Older and weaker hashing algorithms are probably better for this, sha384 and upwards produce large hashes that might be too big for passwords for some websites. Protonmail trims anything more than 72 characters. See - https://www.reddit.com/r/ProtonMail/comments/khrzhe/pm_ignor...


This isn't good security advice. Taking trunc(32, hex(sha512)) will still give you a result that is stronger cryptographically than taking the 32 characters hex(md5sum) would give you.

For more security, you of course can encode the sha512 hash in a format other than hex in order to let those 64 bytes be fewer characters. The hex encoding is only one of many encodings.

But the main point is that the solution to needing to store a shorter value is not to use a weaker hashing algorithm, but to truncate the result.

This is the reason that sha-512/256 exists as a truncated sha-512 even though sha-256 already existed.


This is even worse advice!
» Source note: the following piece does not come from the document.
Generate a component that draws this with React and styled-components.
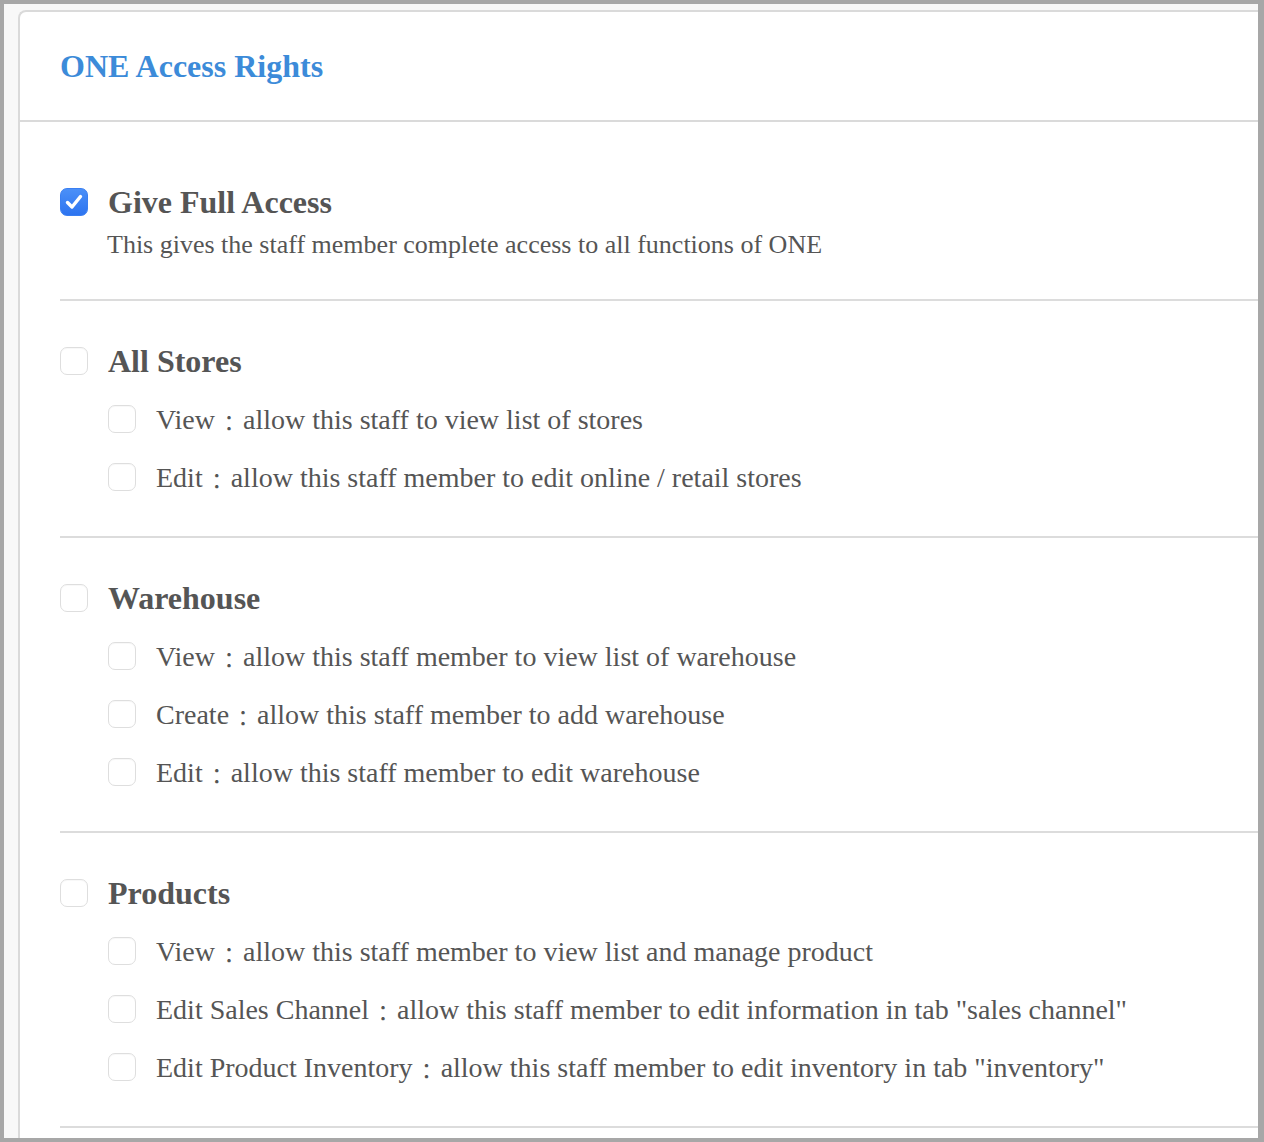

If you have a small input, you want a hashing function that matches that size[1] of the input as closely as possible. Collisions aren't important here (so "strength" isn't important), just the randomness. MD5 and SHA families give you (mostly) random distributions. The bias in the results are practically meaningless.

[1] https://crypto.stackexchange.com/questions/12822/are-the-sha...


I was only trying to point out the apparent effect of randomness that hashes give. Randomness is the key here, since probably no one is going to brute force a unhashed password, since the password would already be known. Not all websites automatically truncate a password, although yes, using the first 'n' letters would be a good idea. Some websites straight up say the password is too long, and you might have to try and guess the limit.

I don't think the algorithm matters here, but only the length.


The problem is some websites have very old password rules like uppercase characters and symbols. So you would need a hashing function which produces these, and change the algorithm per website depending on what they allow and disallow for password characters...


Just take the first n characters of the hash then.